Since the 1990s, Tehran has engaged in a process of “re-development” of the old neighborhoods in the central part of the city, both through individual renovation of the older buildings, encouraged by an intensification policy, as well as through the building of the new highways, parks, masques and cultural centers by the Tehran municipality to modernize the city. These spatial transformations have changed the socio-spatial structure of the city, caused out-migration, and modified the perceptions and practices of everyday life in the central city neighborhoods. Yet the city remains off the sociological debates on Iran. This panel seeks to place the city and its transformation within the contemporary debates over social and economic changes in Iran. Examining the processes of “re-development” (gentrification) of different neighborhoods, we will address the changing demographics, representing identities, real estate determinations, and urban discourses and imaginaries involved in transformation of the city.
“Beyond Navab Highway: urban modernism and creation of non-neighborhood” will examine the building of the Navab highway and residential complex as an example of a modernist approach as well as a neoliberal projectification of the city planning in Tehran during the 1990s.
“How Grand Bazaar Resists Gentrification?” examines how a popular neighborhood around the main center of commerce in Tehran has remained outside the heavy interventions in the urban fabric and resisted the development projects.
“The Story of the Construction of the New Mosque in the Palestine Neighborhood” will examine how Palestine Square, the central square of an old neighborhood of the same name, became part of Tehran’s Friday praying zone, chosen as a site for construction of a new mosque. The article examines different narratives about the neighborhood and its recent transformations.
“Plans for the Rehabilitation and Renewal of Robatkarim, a Neighborhood in the Southern Part of Tehran”looks at the ways in which a low-income neighborhood can be modernized without displacing its original population.
This article will focus on the construction of Navab highway as a case study of the changing economic ‘rationality’ of urban governance in Iran. In 1990s Navab Street, an old North-South street linking many neighborhoods in central Tehran, has become a major element of the new strategic plan of Tehran highway network. The project, the largest demolishing and relocation project since the ‘crusade of street building’ in 1920, was included in Tehran’s first comprehensive plan (1968) as the only main North-South motorway to provide fast access to and from the North and the center of the city. This was a mega scale project, and the financial resources needed for purchasing the land and construction were so high that the municipality did not dare to start the project before the 1979 Revolution and during the war following the Revolution.

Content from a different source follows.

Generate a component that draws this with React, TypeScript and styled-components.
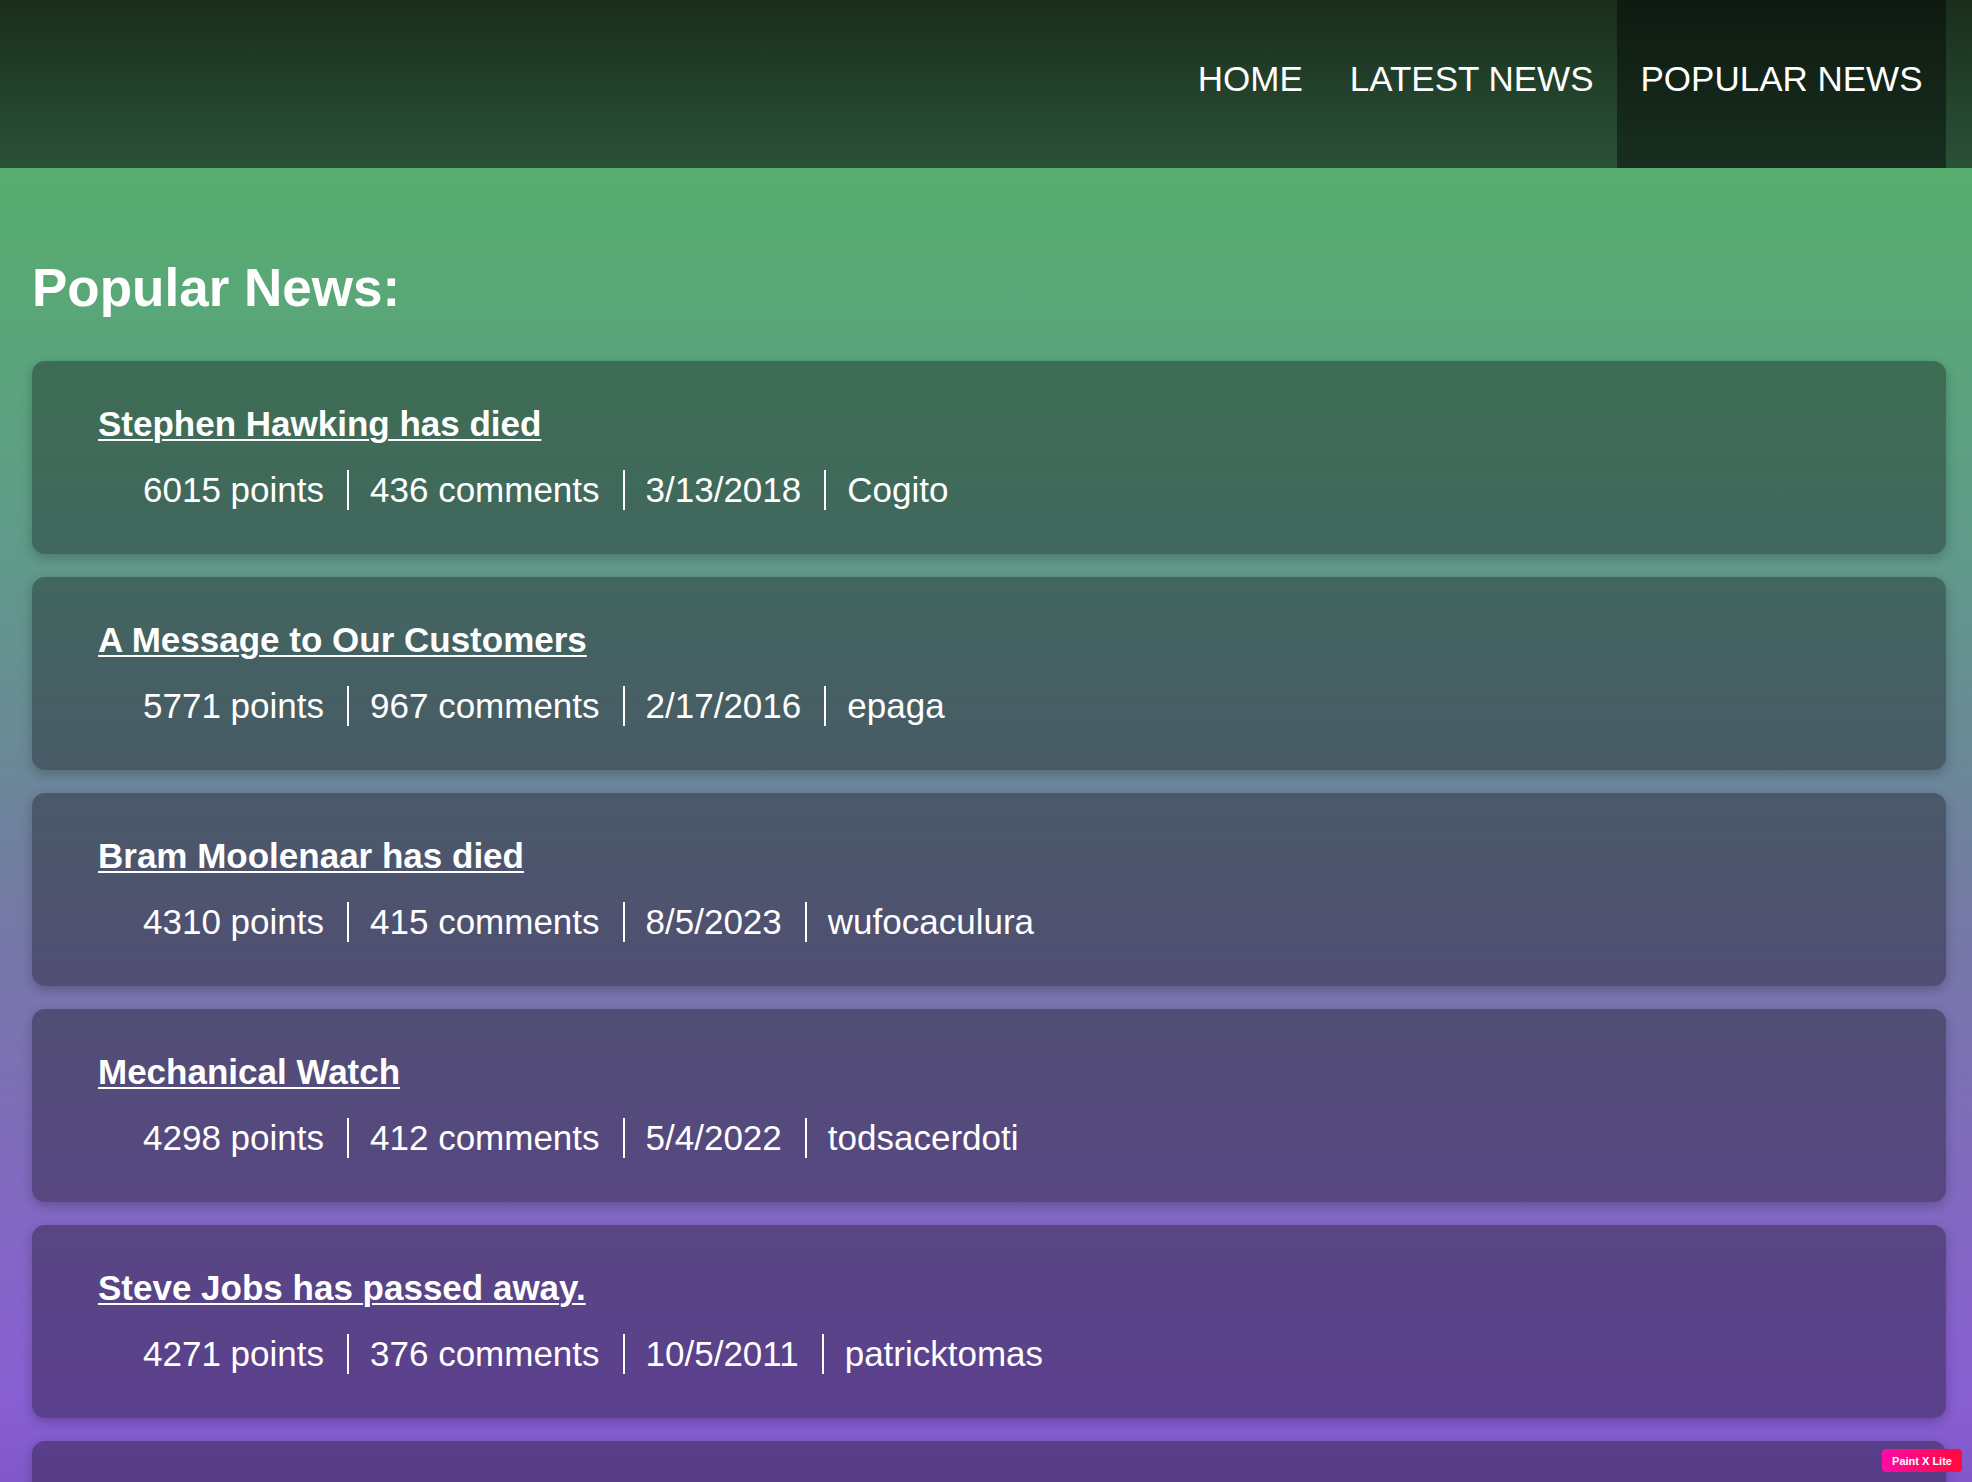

In the postwar era, inspite of the financial difficulties, the Tehran municipality initiated the implementation of the project. To finance the costs of the Navab project, the City decided to develop the land needed for the construction of the highway into a new urban complex with high density residential and commercial units. About 3 thousand families were relocated by compulsory purchase orders, and more than 130 high rise buildings with nearly 6 thousands apartments were constructed in a 30 meter wide strip bordering the 5 kilometer highway.
But the impact of the project goes beyond its physical borders. Navab laid the foundations of a new economic rationality for urban projects, especially restoration and upgrading projects, which could be summed up as relying on commercial and real estate surplus to finance the non commercial projects. I will discuss the social impact of such ‘economic rationality’ for the citizens, especially those who live in inner city neighborhoods and face renovation and upgrading projects.